If he didn’t have a witness – and if that witness weren’t my mom, who was on the back seat of the bike at the time and would never let him get away with making up a story like this – I wouldn’t have believed it for a minute. But he insists it’s true, and she backs him up, so it happened. The downside of it was that it seems to have used up his full life’s allotment of Good Luck Points, which certainly holds true to this day.

So…shall I award him the trophy? :smiley:

I was at a Dallas Cowboys game once.

I had a VIP pass that allows you to the VIP lounge and bar but it DOESN’T allow you into the skyboxes that are up on the same level.

I went wondering down this looong hallway that connects all the adjacent skyboxes together. (imagine like the hallway of a large hotel) I was in search of a restroom. Halfway down the hall one of the skyboxes had their door open (to the hallway) There were a bunch of people in there partying.

Just as I’m walking by minding my own bussiness, this dude pops out and says “Frank!! Where the hell you been man?!” Even tho’ Frank isn’t my name I still felt compelled to answer him “Oh I don’t know look’n for this place I guess.”

He then told me to come in and help myself to all the beer and hotwings I could handle.

I actually didn’t get away with this because about thirty minutes into it a friend of his had to instruct him that I indeed was NOT “Frank.” But the drunk bastard was so impressed that I actually had the balls to try and pull something like that off, he told me to stay anyway. (As long as I was a Cowboys fan. His words not mine. which I was and am.)

Only two people in our office are allowed to make cash deposits. One of them was going on vacation when I collected a rather large amount of cash, and told me to have the other person do it.

A member of person #2’s family died that weekend, so both of them ended up being away for a few days.

Nobody ever mentioned or noticed the missing deposit.

(Of course, that wasn’t at the job I have now!)

Since 9/11 I’ve gotten a knife on an airplane twice.

A small knife, but a knife nonetheless. I didn’t mean to, and only realized it in line at security. When I arrived at my destination, I put it in my checked luggage, so that I’d check it instead of carry it.

He’s got my vote!

Surfing the Dope at work for truly appalling amounts of time.

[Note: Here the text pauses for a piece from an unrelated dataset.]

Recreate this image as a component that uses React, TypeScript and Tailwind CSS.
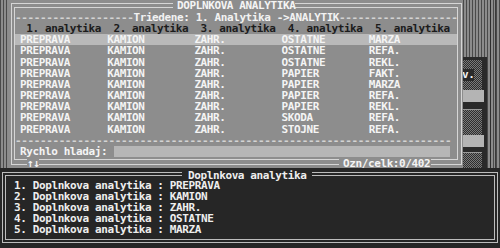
const ROWS = [
  ['PREPRAVA', 'KAMION', 'ZAHR.', 'OSTATNE', 'MARZA'],
  ['PREPRAVA', 'KAMION', 'ZAHR.', 'OSTATNE', 'REFA.'],
  ['PREPRAVA', 'KAMION', 'ZAHR.', 'OSTATNE', 'REKL.'],
  ['PREPRAVA', 'KAMION', 'ZAHR.', 'PAPIER', 'FAKT.'],
  ['PREPRAVA', 'KAMION', 'ZAHR.', 'PAPIER', 'MARZA'],
  ['PREPRAVA', 'KAMION', 'ZAHR.', 'PAPIER', 'REFA.'],
  ['PREPRAVA', 'KAMION', 'ZAHR.', 'PAPIER', 'REKL.'],
  ['PREPRAVA', 'KAMION', 'ZAHR.', 'SKODA', 'REFA.'],
  ['PREPRAVA', 'KAMION', 'ZAHR.', 'STOJNE', 'REFA.'],
]

const HEADS = ['1. analytika', '2. analytika', '3. analytika', '4. analytika', '5. analytika']

// first row of the table is what shows in the bottom panel
const SELECTED = ROWS[0]

// dithered backdrop of the text-mode screen
const stripes = 'bg-[image:repeating-linear-gradient(90deg,#4a4a4a_0_1px,#8c8c8c_1px_3px)]'
const checker = 'bg-[image:repeating-conic-gradient(#7a7a7a_0_25%,#2e2e2e_0_50%)] bg-[length:2px_2px]'

function BackWindows() {
  return (
    <div className={`w-[37px] h-full flex ${stripes}`}>
      <div className="w-[24px] flex flex-col">
        <div className="h-[57px]" />
        <div className="flex-1 flex flex-col bg-[#2a2a2a] pt-[3px] pr-[5px]">
          <div className={`h-[30px] ${checker} text-[#f2f2f2] flex items-center`}>
            <span className="bg-[#2a2a2a] -ml-[1px]">v.</span>
          </div>
          <div className="h-[12px] bg-[#b4b4b4] -mr-[2px]" />
          <div className="h-[8px] border-b border-[#9a9a9a]" />
          <div className={`h-[25px] ${checker}`} />
          <div className="h-[12px] bg-[#b4b4b4] -mr-[2px]" />
          <div className="h-[6px] border-b border-[#9a9a9a]" />
          <div className={`flex-1 ${checker}`} />
        </div>
      </div>
      <div className="w-[3px]" />
      <div className="w-[1px] bg-[#2e2e2e]" />
      <div className="w-[4px]" />
      <div className="w-[1px] bg-[#3a3a3a]" />
    </div>
  )
}

function Dialog() {
  return (
    <div className="relative w-[455px] h-full bg-[#8d8d8d] pt-[3px] pl-[3px] pr-[1px] pb-[3px]">
      <div className="h-full border border-[#d6d6d6] pt-[3px] pl-[2px] pr-[3px] pb-[4px]">
        <div className="h-full border border-[#d6d6d6] flex flex-col pt-[4px]">
          {/* sort line */}
          <div className="h-[11.16px] whitespace-pre text-[#d4d4d4]">
            {'-'.repeat(19)}
            <span className="text-[#f2f2f2]">Triedene: 1. Analytika -&gt;ANALYTIK</span>
            {'-'.repeat(19)}
          </div>

          {/* column headers */}
          <div className="h-[11.16px] pl-[5px] grid grid-cols-[repeat(5,87.2px)] whitespace-pre text-[#1c1c1c]">
            {HEADS.map((h) => (
              <span key={h}>{' ' + h}</span>
            ))}
          </div>

          {ROWS.map((row, i) => (
            <div
              key={i}
              className={`h-[11.16px] pl-[5px] grid grid-cols-[repeat(5,87.2px)] whitespace-pre text-[#f4f4f4] ${
                i === 0 ? 'bg-[#b9b9b9]' : ''
              }`}
            >
              {row.map((cell, j) => (
                <span key={j}>{cell}</span>
              ))}
            </div>
          ))}

          <div className="h-[11.16px] whitespace-pre text-[#d4d4d4]">{'-'.repeat(70)}</div>

          {/* quick search */}
          <div className="h-[11.16px] pl-[5px] flex whitespace-pre text-[#f4f4f4]">
            <span>Rychlo hladaj: </span>
            <div className="w-[336px] h-full bg-[#b6b6b6]" />
          </div>
        </div>
      </div>

      {/* texts lying on the frame */}
      <div className="absolute left-[165px] top-0 h-[11px] leading-[11px] pl-[4px] bg-[#8d8d8d] text-[#f4f4f4] whitespace-pre">
        DOPLNKOVA ANALYTIKA
      </div>
      <div className="absolute left-[19px] top-[158px] h-[11px] leading-[11px] bg-[#8d8d8d] text-[#f4f4f4]">
        ↑↓
      </div>
      <div className="absolute left-[331px] top-[158px] h-[11px] leading-[11px] pl-[4px] pr-[1px] bg-[#8d8d8d] text-[#f4f4f4]">
        Ozn/celk:0/402
      </div>
    </div>
  )
}

function DetailPanel() {
  return (
    <div className="relative h-[80px] bg-[#262626] pt-[4px] px-[2px] pb-[5px]">
      <div className="h-full border border-[#bdbdbd] p-[2px]">
        <div className="h-full border border-[#bdbdbd] flex flex-col pt-[3.5px] pl-[8px] text-[#eeeeee]">
          {SELECTED.map((v, i) => (
            <div key={i} className="h-[11.16px] whitespace-pre">
              {`${i + 1}. Doplnkova analytika : ${v}`}
            </div>
          ))}
        </div>
      </div>
      <div className="absolute left-[182px] top-[2px] h-[11px] leading-[11px] px-[6px] bg-[#262626] text-[#eeeeee] whitespace-pre">
        Doplnkova analytika
      </div>
    </div>
  )
}

export default function App() {
  return (
    <div className="w-[500px] h-[248px] overflow-hidden bg-[#262626] font-['DejaVu_Sans_Mono',monospace] font-bold text-[11px] leading-[11.16px] tracking-[-0.39px]">
      <div className="flex h-[168px]">
        <div className={`w-[8px] h-full ${stripes}`} />
        <Dialog />
        <BackWindows />
      </div>
      <DetailPanel />
    </div>
  )
}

A few days after getting home from my freshman year of college, I met some friends in one of their driveways. I had a quarter gram of weed in my pocket. All three had been drinking in one of their cars, and seemed slightly drunk. After arriving, I had a beer myself. When they decided to go to Burger King, I was too timid and stupid to try to dissuade them.

At a light, the driver turned into the wrong lane, where a cop happened to be sitting. He quickly adjusted and we laughed it off, but the cop stopped us in the Taco Bell parking lot. My friend lied about drinking, then failed her sobriety test. She ordered us out of the car and searched it thouroughly, finding a pipe, a grinder and other drug paraphrenalia, but no actual pot, amazingly missing my friend’s hiding place (inside the covered mug in the front cupholder).

When she patted down the driver and the front passenger, I began trembling. I thought she would search me and find the weed in my pocket, ruining my life after I just started college. Luckily, again, she didn’t. She asked me how many beers I had and how long ago, and I answered truthfully: one about 45 minutes ago. I passed her sobriety test and after giving us a speech she let me drive us home. We thanked her sincerely.

I still can not believe how luckily my friends and I were that night. If the cop had not been so kind or her search so careless, my life might be very different today.